Paper No. 8
Presentation Time: 10:45 AM

STRATIGRAPHIC AND DIAGENETIC ANALYSIS OF THE LOWER CRETACEOUS LACUSTRINE MICROBIALITE SUCCESSION OF THE YUCCA FORMATION ALONG THE EASTERN MARGIN OF THE CHIHUAHUA TROUGH, INDIO MOUNTAINS, WEST TEXAS


LI, Xiaowei and GILES, Katherine A., Institute of Tectonic Studies, Department of Geological Sciences, University of Texas at El Paso, El Paso, TX 79968, geo.xwli@gmail.com

Successful hydrocarbon exploration in microbial carbonate reservoirs from Cretaceous rift basins along the South Atlantic margins has generated extensive interest in studies of lacustrine microbialite facies. In order to understand controls on reservoir and trap architecture in these complex systems, this study documents the petrographic attributes and stratigraphic architecture of lacustrine microbialite facies exposed in Lower Cretaceous strata in the Indio Mountains, West Texas. The Lower Cretaceous strata were deposited along the eastern margin of a NW-SE trending rift basin (Chihuahua Trough). The basin was inverted during the Laramide Orogeny exposing in cross section the former rift stratigraphy within three thrust panels. The Yucca Formation comprises the rift-fill sequence, which is transgressively overlain by shallow marine carbonate strata of the Bluff Mesa Formation. The lower member of the Yucca Fm. comprises mostly coarse-grained siliciclastic fluvial and alluvial facies. The upper member of the Yucca Fm. (focus of this study), contains interstratified fluvial siliciclastic and lacustrine facies.

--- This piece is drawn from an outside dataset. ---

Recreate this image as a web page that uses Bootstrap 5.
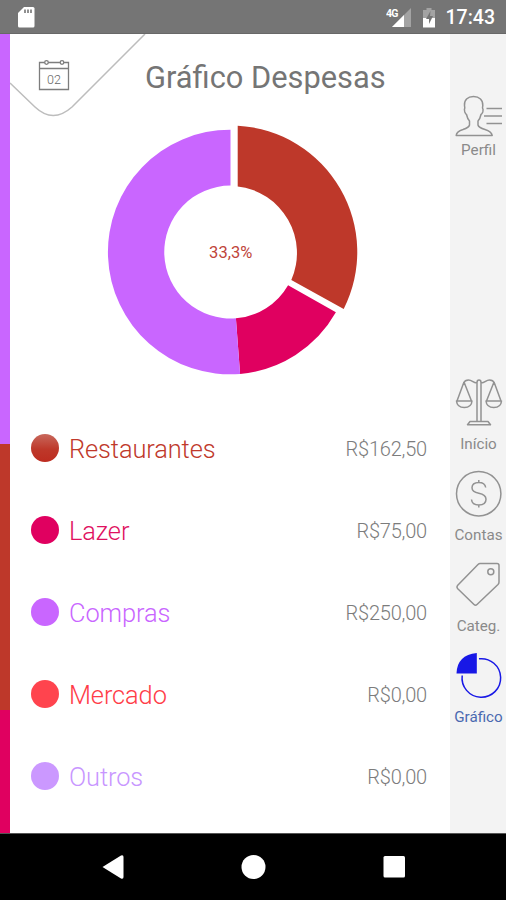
<!DOCTYPE html>
<html lang="pt-BR">
<head>
<meta charset="utf-8">
<meta name="viewport" content="width=device-width, initial-scale=1">
<title>Gráfico Despesas</title>
<link rel="stylesheet" href="https://cdn.jsdelivr.net/npm/bootstrap@5.3.0/dist/css/bootstrap.min.css">
<style>
body{font-family:Roboto,"Liberation Sans",sans-serif;color:#757575;line-height:1}
svg{display:block;flex:none}
.phone{width:506px;height:900px}
.status{height:34px;background:#757575;border-bottom:1px solid #686868;padding:0 11px 0 18px}
.clock{font-size:19.5px;font-weight:500;margin-left:10px;padding-top:2px}
.strip{width:10px}
.s-compras{height:409.5px;background:#c966ff}
.s-rest{height:266.5px;background:#be382a}
.s-lazer{background:#e00060}
.head{height:84px}
.title{font-size:30.8px;padding-top:4px;margin-left:-1px;white-space:nowrap;font-weight:400}
.entry{height:82px;padding:0 23px 0 21px}
.dot{width:28px;height:28px;margin-right:10px}
.cat{font-size:25.4px;font-weight:300;padding-top:3px;letter-spacing:-.1px}
.val{font-size:20px;font-weight:300;padding-top:2px;letter-spacing:-.2px;color:#7c7c7c}
.side{width:56px;background:#f3f3f3;font-size:15.2px;padding-top:61px}
.side a{color:#8a8a8a;text-decoration:none;height:91px;white-space:nowrap}
.side a.active{color:#4a69b0}
.side .first{height:284px}
.lbl{width:56px;text-align:center;padding-top:1px;padding-left:1px}
.keys{height:67px;background:#000;border-top:1px solid #555}
.c-rest{color:#c0392b}.c-lazer{color:#e0115f}.c-compras{color:#c966ff}.c-mercado{color:#ff3c48}.c-outros{color:#c896ff}
.bg-rest{background:linear-gradient(#c8685c,#be382a 55%,#bd2c20)}.bg-lazer{background:#e00060}.bg-compras{background:#c966ff}.bg-mercado{background:#ff444e}.bg-outros{background:#cb98ff}
</style>
<script src="https://cdn.jsdelivr.net/npm/bootstrap@5.3.0/dist/js/bootstrap.bundle.min.js"></script>
</head>
<body class="bg-white overflow-hidden">
<div class="phone d-flex flex-column overflow-hidden">
  <header class="status d-flex align-items-center justify-content-between text-white">
    <svg width="17" height="22" viewBox="0 0 17 22"><path d="M6 1h9q1.500 0 1.500 1.500V20q0 1.500-1.500 1.500H1.500Q0 21.500 0 20V7z" fill="#fff"/><path d="M7 3.500V7M10 3.500V7M13 3.500V7" stroke="#757575" stroke-width="1.600"/></svg>
    <div class="d-flex align-items-center">
      <svg width="50" height="24" viewBox="0 0 50 24"><path d="M25 3v19H6z" fill="#a3a3a3"/><path d="M18 10v12H6z" fill="#fff"/><text x="0" y="11.500" font-size="10.500" font-weight="700" letter-spacing="-.8" fill="#fff">4G</text><path d="M37 5h3.500V3h5v2H49v8H37z" fill="#a3a3a3"/><path d="M37 13h12v9.500H37z" fill="#fff"/><path d="M44.500 6l-4.500 8h3v5l4-8h-3z" fill="#757575"/></svg>
      <span class="clock">17:43</span>
    </div>
  </header>

  <div class="d-flex flex-grow-1">
    <div class="strip d-flex flex-column"><div class="s-compras"></div><div class="s-rest"></div><div class="s-lazer flex-grow-1"></div></div>

    <main class="flex-grow-1 bg-white">
      <div class="head d-flex align-items-center">
        <svg width="136" height="84" viewBox="0 0 136 84" fill="none">
          <path d="M0 49L25 73Q43 90 62 73L135 0" stroke="#bdbdbd" stroke-width="1.500"/>
          <g stroke="#7d7d7d" stroke-width="1.300"><path d="M29.500 28.500h29v27h-29zM29.500 34.500h29"/><circle cx="36.500" cy="28.500" r="1.800" fill="#fff"/><circle cx="52" cy="28.500" r="1.800" fill="#fff"/></g>
          <text x="44" y="50" text-anchor="middle" font-size="12.500" font-weight="300" fill="#666">02</text>
        </svg>
        <h1 class="title mb-0">Gráfico Despesas</h1>
      </div>
      <svg width="440" height="289" viewBox="10 118 440 289">
        <path d="M237.700 125.700A126.500 126.500 0 0 1 343.700 309L291.300 280A67 67 0 0 0 237.700 186.500z" fill="#be382a"/>
        <path d="M335.900 312.300A122.300 122.300 0 0 1 240.100 373.900L235.900 318.300A66.500 66.500 0 0 0 288.100 285.200z" fill="#e00060"/>
        <path d="M240.100 373.900A122.300 122.300 0 1 1 230.500 129.700V185.500A66.500 66.500 0 1 0 235.900 318.300z" fill="#c966ff"/>
        <text x="230.700" y="258" text-anchor="middle" font-size="16.500" fill="#c0453a">33,3%</text>
      </svg>
      <div class="entry d-flex align-items-center"><span class="dot rounded-circle bg-rest"></span><span class="cat c-rest">Restaurantes</span><span class="val ms-auto">R$162,50</span></div>
      <div class="entry d-flex align-items-center"><span class="dot rounded-circle bg-lazer"></span><span class="cat c-lazer">Lazer</span><span class="val ms-auto">R$75,00</span></div>
      <div class="entry d-flex align-items-center"><span class="dot rounded-circle bg-compras"></span><span class="cat c-compras">Compras</span><span class="val ms-auto">R$250,00</span></div>
      <div class="entry d-flex align-items-center"><span class="dot rounded-circle bg-mercado"></span><span class="cat c-mercado">Mercado</span><span class="val ms-auto">R$0,00</span></div>
      <div class="entry d-flex align-items-center"><span class="dot rounded-circle bg-outros"></span><span class="cat c-outros">Outros</span><span class="val ms-auto">R$0,00</span></div>
    </main>

    <nav class="side d-flex flex-column flex-shrink-0">
      <a href="#" class="first d-flex flex-column align-items-center">
        <svg width="56" height="47" viewBox="450 95 56 47" fill="none" stroke="#929292" stroke-width="1.500" stroke-linejoin="round"><path d="M473.500 96.500C467.500 96.500 464 100 464.500 105.500L464.800 108Q464 109 464.800 112Q465.500 114 466.500 114.500Q467.500 119 469.500 121V125Q469 127.500 463 129.500Q456.500 131.500 456.200 135.500H492.200Q491.500 131.500 485 129.500Q478.500 127.500 478 125V121Q480 119 481 114.500Q482 114 482.800 112Q483.500 109 482.500 108L482.800 105.500C483 100 479.500 96.500 473.500 96.500zM486.500 108.500H502M484 116H502M486.500 123.500H502"/></svg>
        <span class="lbl">Perfil</span>
      </a>
      <a href="#" class="d-flex flex-column align-items-center">
        <svg width="56" height="57" viewBox="450 379 56 57" fill="none" stroke="#929292" stroke-width="1.500" stroke-linejoin="round"><path d="M477 421V382.500Q477 380 479 380T481 382.500V421M477 383C472.500 383 472.500 380 468.500 380Q465 380 463.500 383M481 383C485.500 383 485.500 380 489.500 380Q493 380 494.500 383M463.800 382.500L457 401M464.200 382.500L471.500 401M493.800 382.500L486.500 401M494.200 382.500L501 401M456.500 401H472Q471.500 407.500 464.300 407.500T456.500 401zM486 401H501.500Q501 407.500 493.800 407.500T486 401zM470 421.500H488L490.500 424.800H467.500z"/></svg>
        <span class="lbl">Início</span>
      </a>
      <a href="#" class="d-flex flex-column align-items-center">
        <svg width="56" height="57" viewBox="450 470 56 57" fill="none" stroke="#929292" stroke-width="1.500"><circle cx="478.700" cy="493.700" r="22.200"/><path d="M485.700 487.500Q485 482.500 478.800 482.500Q472 482.500 472 487.800Q472 492 478.800 493.300Q486 494.700 486 499.300Q486 505 478.800 505Q472 505 471.500 499.500M478.800 480V482.500M478.800 505V507.500"/></svg>
        <span class="lbl">Contas</span>
      </a>
      <a href="#" class="d-flex flex-column align-items-center">
        <svg width="56" height="57" viewBox="450 561 56 57" fill="none" stroke="#929292" stroke-width="1.500" stroke-linejoin="round"><path d="M480 563.500H497Q499 563.500 499 565.500V582Q499 583.500 498 584.500L477 604.500Q475.500 606 474 604.500L457.500 588.500Q456.300 587 457.500 585.500L478 564.500Q479 563.500 480 563.500z"/><circle cx="490.800" cy="571.800" r="3"/></svg>
        <span class="lbl">Categ.</span>
      </a>
      <a href="#" class="active d-flex flex-column align-items-center">
        <svg width="56" height="57" viewBox="450 652 56 57"><path d="M476.800 653V673.500H456.500Q457 655 476.800 653z" fill="#1818e6"/><path d="M479 658.800A19.300 19.300 0 1 1 462.200 675.500" fill="none" stroke="#1818e6" stroke-width="1.500"/></svg>
        <span class="lbl">Gráfico</span>
      </a>
    </nav>
  </div>

  <footer class="keys flex-shrink-0">
    <svg width="506" height="66" viewBox="0 834 506 66" fill="#fff"><path d="M102.500 867L121 855.500Q123.500 854.500 123.500 857V877Q123.500 879.500 121 878.500z"/><circle cx="253.500" cy="867" r="12"/><rect x="383.500" y="856" width="21.500" height="21.500" rx="1.500"/></svg>
  </footer>
</div>
</body>
</html>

Three distinctive types of microbialite facies are recognized in the upper member of the Yucca Fm.: (1) light gray to greenish microbial carbonate concretions set within reddish to light purple calcareous siltstone to mudstone matrix. Concretion interiors contain septarian-style fractures filled by coarse-crystalline calcite and are often partially silicified. The concretion matrix shows multiple phases of replacement – detrital quartz replaced by euhedral dolomite and dolomite replaced by authigenic quartz; (2) stromatolitic bindstone with spherulites and nodular black chert; (3) light green thrombolite (~1cm across), locally dolomitized, within light purple siltstone to mudstone matrix. The three microbial facies are organized into 3 to 5m thick lacustrine cycles progressing upward from concretions, to stromatolites, to thrombolites. Each lacustrine cycle is bounded by fluvial siliciclastic facies. The lacustrine cycles are commonly erosionally terminated laterally by fluvial channels containing various clast types including microbialite facies. The cycles represent an upward increase in lake water depth and circulation, capped by baselevel fall and fluvial incision.